T. Kaltenbach: In keiner anderen Industrie ist das Scheitern von Projekten so sehr Teil des Geschäftsmodells wie in der innovativen Pharmaindustrie. Dazu gibt es keine Alternative. Ist der Fortschritt nur inkrementell, wird er später von den Gesundheitssystemen nicht mehr entsprechend bezahlt. Also müssen die Unternehmen sich an neue Krankheiten, Technologien und Lösungswege heranwagen. Dazu gehört, dass man das Scheitern neuer Projekte nicht nur akzeptiert, sondern aktiv zu einem möglichst frühen Zeitpunkt eine Selektion erfolgsversprechender Projekte betreibt um die Kosten möglichst gering zu halten. Wichtig ist dabei auch die Wertschätzung des Beitrags der Kollegen, die in diese Projekte Zeit und Herzblut investiert haben und die Belohnung des Muts, neue Wege gegangen zu sein.

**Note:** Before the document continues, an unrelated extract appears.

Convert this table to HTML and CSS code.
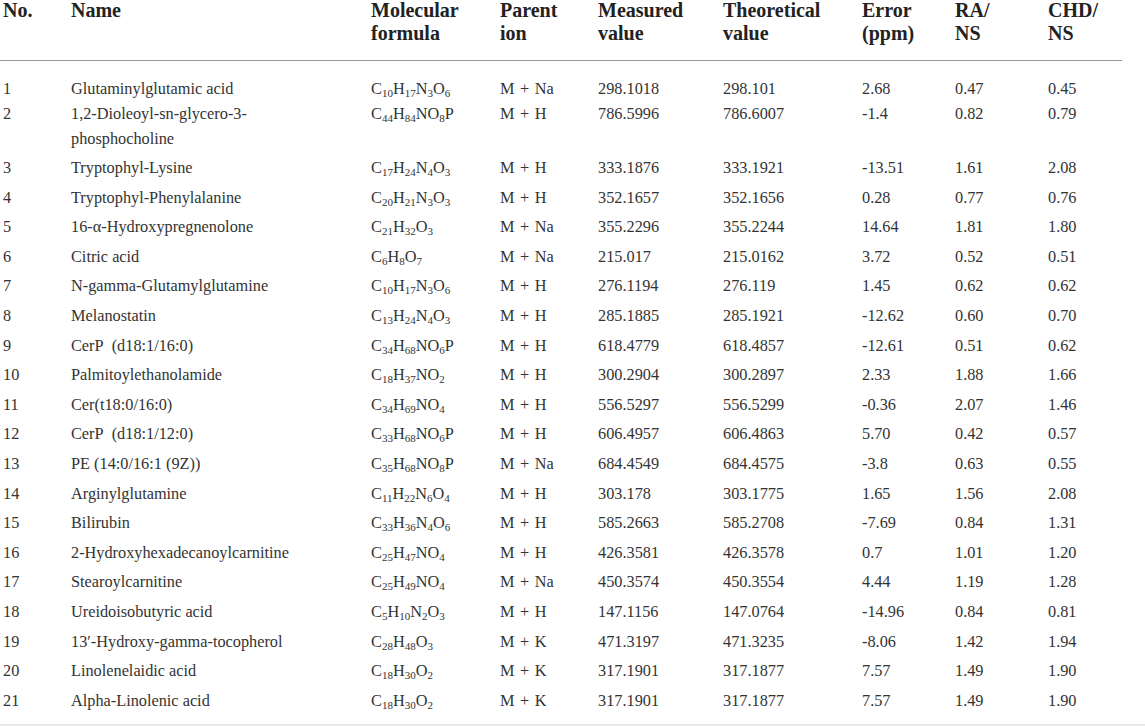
FILE: index.html
```html
<!DOCTYPE html>
<html lang="en">
<head>
  <meta charset="UTF-8">
  <title>Differential metabolites</title>
  <link rel="stylesheet" href="styles.css">
</head>
<body>

  <div class="table-wrap">
    <table class="data-table">
      <colgroup>
        <col class="c-no">
        <col class="c-name">
        <col class="c-formula">
        <col class="c-ion">
        <col class="c-measured">
        <col class="c-theory">
        <col class="c-error">
        <col class="c-ra">
        <col class="c-chd">
      </colgroup>
      <thead>
        <tr>
          <th>No.</th>
          <th>Name</th>
          <th>Molecular<br>formula</th>
          <th>Parent<br>ion</th>
          <th>Measured<br>value</th>
          <th>Theoretical<br>value</th>
          <th>Error<br>(ppm)</th>
          <th>RA/<br>NS</th>
          <th>CHD/<br>NS</th>
        </tr>
      </thead>
      <tbody>
        <tr class="first">
          <td>1</td><td>Glutaminylglutamic acid</td>
          <td>C<sub>10</sub>H<sub>17</sub>N<sub>3</sub>O<sub>6</sub></td>
          <td class="ion">M + Na</td><td>298.1018</td><td>298.101</td><td>2.68</td><td>0.47</td><td>0.45</td>
        </tr>
        <tr class="second">
          <td>2</td><td>1,2-Dioleoyl-sn-glycero-3-<br>phosphocholine</td>
          <td>C<sub>44</sub>H<sub>84</sub>NO<sub>8</sub>P</td>
          <td class="ion">M + H</td><td>786.5996</td><td>786.6007</td><td>-1.4</td><td>0.82</td><td>0.79</td>
        </tr>
        <tr>
          <td>3</td><td>Tryptophyl-Lysine</td>
          <td>C<sub>17</sub>H<sub>24</sub>N<sub>4</sub>O<sub>3</sub></td>
          <td class="ion">M + H</td><td>333.1876</td><td>333.1921</td><td>-13.51</td><td>1.61</td><td>2.08</td>
        </tr>
        <tr>
          <td>4</td><td>Tryptophyl-Phenylalanine</td>
          <td>C<sub>20</sub>H<sub>21</sub>N<sub>3</sub>O<sub>3</sub></td>
          <td class="ion">M + H</td><td>352.1657</td><td>352.1656</td><td>0.28</td><td>0.77</td><td>0.76</td>
        </tr>
        <tr>
          <td>5</td><td>16-α-Hydroxypregnenolone</td>
          <td>C<sub>21</sub>H<sub>32</sub>O<sub>3</sub></td>
          <td class="ion">M + Na</td><td>355.2296</td><td>355.2244</td><td>14.64</td><td>1.81</td><td>1.80</td>
        </tr>
        <tr>
          <td>6</td><td>Citric acid</td>
          <td>C<sub>6</sub>H<sub>8</sub>O<sub>7</sub></td>
          <td class="ion">M + Na</td><td>215.017</td><td>215.0162</td><td>3.72</td><td>0.52</td><td>0.51</td>
        </tr>
        <tr>
          <td>7</td><td>N-gamma-Glutamylglutamine</td>
          <td>C<sub>10</sub>H<sub>17</sub>N<sub>3</sub>O<sub>6</sub></td>
          <td class="ion">M + H</td><td>276.1194</td><td>276.119</td><td>1.45</td><td>0.62</td><td>0.62</td>
        </tr>
        <tr>
          <td>8</td><td>Melanostatin</td>
          <td>C<sub>13</sub>H<sub>24</sub>N<sub>4</sub>O<sub>3</sub></td>
          <td class="ion">M + H</td><td>285.1885</td><td>285.1921</td><td>-12.62</td><td>0.60</td><td>0.70</td>
        </tr>
        <tr>
          <td>9</td><td>CerP&nbsp; (d18:1/16:0)</td>
          <td>C<sub>34</sub>H<sub>68</sub>NO<sub>6</sub>P</td>
          <td class="ion">M + H</td><td>618.4779</td><td>618.4857</td><td>-12.61</td><td>0.51</td><td>0.62</td>
        </tr>
        <tr>
          <td>10</td><td>Palmitoylethanolamide</td>
          <td>C<sub>18</sub>H<sub>37</sub>NO<sub>2</sub></td>
          <td class="ion">M + H</td><td>300.2904</td><td>300.2897</td><td>2.33</td><td>1.88</td><td>1.66</td>
        </tr>
        <tr>
          <td>11</td><td>Cer(t18:0/16:0)</td>
          <td>C<sub>34</sub>H<sub>69</sub>NO<sub>4</sub></td>
          <td class="ion">M + H</td><td>556.5297</td><td>556.5299</td><td>-0.36</td><td>2.07</td><td>1.46</td>
        </tr>
        <tr>
          <td>12</td><td>CerP&nbsp; (d18:1/12:0)</td>
          <td>C<sub>33</sub>H<sub>68</sub>NO<sub>6</sub>P</td>
          <td class="ion">M + H</td><td>606.4957</td><td>606.4863</td><td>5.70</td><td>0.42</td><td>0.57</td>
        </tr>
        <tr>
          <td>13</td><td>PE (14:0/16:1 (9Z))</td>
          <td>C<sub>35</sub>H<sub>68</sub>NO<sub>8</sub>P</td>
          <td class="ion">M + Na</td><td>684.4549</td><td>684.4575</td><td>-3.8</td><td>0.63</td><td>0.55</td>
        </tr>
        <tr>
          <td>14</td><td>Arginylglutamine</td>
          <td>C<sub>11</sub>H<sub>22</sub>N<sub>6</sub>O<sub>4</sub></td>
          <td class="ion">M + H</td><td>303.178</td><td>303.1775</td><td>1.65</td><td>1.56</td><td>2.08</td>
        </tr>
        <tr>
          <td>15</td><td>Bilirubin</td>
          <td>C<sub>33</sub>H<sub>36</sub>N<sub>4</sub>O<sub>6</sub></td>
          <td class="ion">M + H</td><td>585.2663</td><td>585.2708</td><td>-7.69</td><td>0.84</td><td>1.31</td>
        </tr>
        <tr>
          <td>16</td><td>2-Hydroxyhexadecanoylcarnitine</td>
          <td>C<sub>25</sub>H<sub>47</sub>NO<sub>4</sub></td>
          <td class="ion">M + H</td><td>426.3581</td><td>426.3578</td><td>0.7</td><td>1.01</td><td>1.20</td>
        </tr>
        <tr>
          <td>17</td><td>Stearoylcarnitine</td>
          <td>C<sub>25</sub>H<sub>49</sub>NO<sub>4</sub></td>
          <td class="ion">M + Na</td><td>450.3574</td><td>450.3554</td><td>4.44</td><td>1.19</td><td>1.28</td>
        </tr>
        <tr>
          <td>18</td><td>Ureidoisobutyric acid</td>
          <td>C<sub>5</sub>H<sub>10</sub>N<sub>2</sub>O<sub>3</sub></td>
          <td class="ion">M + H</td><td>147.1156</td><td>147.0764</td><td>-14.96</td><td>0.84</td><td>0.81</td>
        </tr>
        <tr>
          <td>19</td><td>13′-Hydroxy-gamma-tocopherol</td>
          <td>C<sub>28</sub>H<sub>48</sub>O<sub>3</sub></td>
          <td class="ion">M + K</td><td>471.3197</td><td>471.3235</td><td>-8.06</td><td>1.42</td><td>1.94</td>
        </tr>
        <tr>
          <td>20</td><td>Linolenelaidic acid</td>
          <td>C<sub>18</sub>H<sub>30</sub>O<sub>2</sub></td>
          <td class="ion">M + K</td><td>317.1901</td><td>317.1877</td><td>7.57</td><td>1.49</td><td>1.90</td>
        </tr>
        <tr>
          <td>21</td><td>Alpha-Linolenic acid</td>
          <td>C<sub>18</sub>H<sub>30</sub>O<sub>2</sub></td>
          <td class="ion">M + K</td><td>317.1901</td><td>317.1877</td><td>7.57</td><td>1.49</td><td>1.90</td>
        </tr>
      </tbody>
    </table>
  </div>

</body>
</html>
```

FILE: styles.css
```css
body {
  font-family: 'Liberation Serif', 'Times New Roman', serif;
  background-color: #fff;
  color: #333;
  margin: 0;
  padding: 0;
}

.table-wrap {
  margin-top: -1px;
  padding-bottom: 9px;
  border-bottom: 2px solid #e8e8e8;
}

.data-table {
  width: 1122px;
  table-layout: fixed;
  border-collapse: collapse;
}

.c-no { width: 71px; }
.c-name { width: 300px; }
.c-formula { width: 129px; }
.c-ion { width: 98px; }
.c-measured { width: 125px; }
.c-theory { width: 139px; }
.c-error { width: 93px; }
.c-ra { width: 93px; }
.c-chd { width: 74px; }

.data-table th {
  font-size: 20px;
  font-weight: bold;
  line-height: 23px;
  text-align: left;
  vertical-align: top;
  padding: 0 0 15px 0;
  border-bottom: 1px solid #999;
  color: #222;
}

.data-table td {
  font-size: 16.3px;
  line-height: 25px;
  text-align: left;
  vertical-align: top;
  padding: 2.3px 0;
  white-space: nowrap;
}

.data-table td.ion {
  word-spacing: 1.5px;
}

.data-table th:first-child,
.data-table td:first-child {
  padding-left: 3px;
}

.data-table tr.first td {
  padding-top: 14.5px;
  padding-bottom: 0;
}

.data-table tr.second td {
  padding-top: 0;
}

.data-table sub {
  font-size: 11px;
  line-height: 0;
  vertical-align: -3px;
}
```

Was unterscheidet den Innovationsprozess in einem Pharmaunternehmen von Unternehmen anderer Branchen?

T. Kaltenbach: Der Innovationsprozess in vielen Pharmaunternehmen ist stark strukturiert und formalisiert. Er wird bestimmt durch strenge regulative Anforderungen und dem Regelwerk der Evidence-based-Medicine. Andere Branchen sind hier freier, und können unabhängiger agieren, sich mehr am Konsumenten ausrichten.

Von welchen anderen innovationsgetriebenen Branchen kann die Pharmaindustrie lernen, und was?

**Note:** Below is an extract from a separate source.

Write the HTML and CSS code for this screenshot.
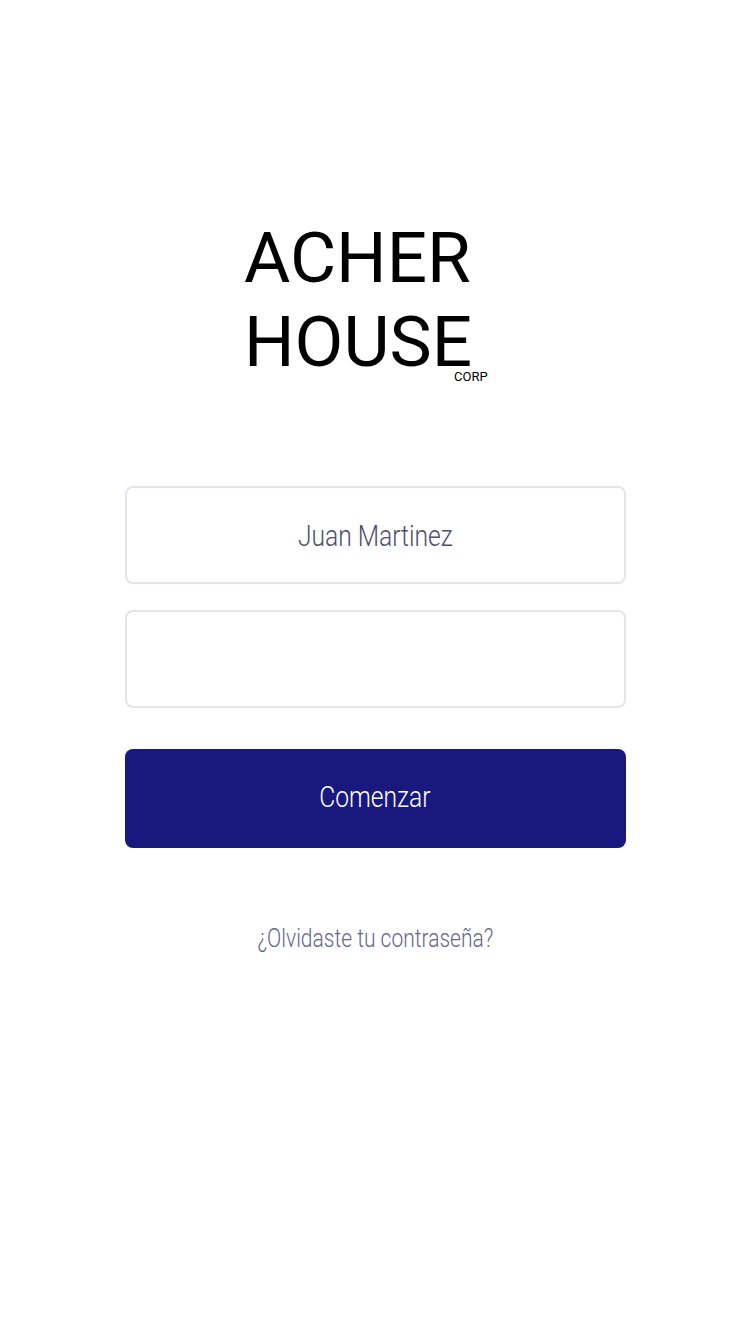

T. Kaltenbach: Die Pharmaindustrie kann ganz sicher von derzeit führenden, innovativen Anbietern der IT-, Medien- und Elektronikbranchen lernen. Unternehmen wie Samsung, Apple und Google denken ihre Lösungen vom Konsumenten aus. Die Pharmaindustrie hat sich jahrelang aus guten Gründen an den Anforderungen des medizinischen Fachpersonals orientiert. Heute wird es zunehmend wichtig, den Patienten als Konsumenten zu sehen und seine Bedürfnisse in die Behandlung mit einzubeziehen.

Welche äußeren Faktoren werden künftig die Innovationsprozesse in der Pharmaindustrie beeinflussen bzw. verändern? 

T. Kaltenbach: Die Entwicklung in der IT-, Medien- und Telekommunikationsbranche haben zu einer stärkeren Einbeziehung der Konsumenten in gesundheitliche Inhalte gesorgt. Der Patient ist nun informiert und kann selbst gesundheitliche Parameter messen und in einen medizinischen Kontext bringen. Gleichzeitig haben die Fortschritte in der Genanalyse zu einer Personalisierung der Medizin geführt. Durch die Konvergenz dieser Entwicklungen wird die Pharmaindustrie den einzelnen Patienten noch stärker in den Fokus rücken.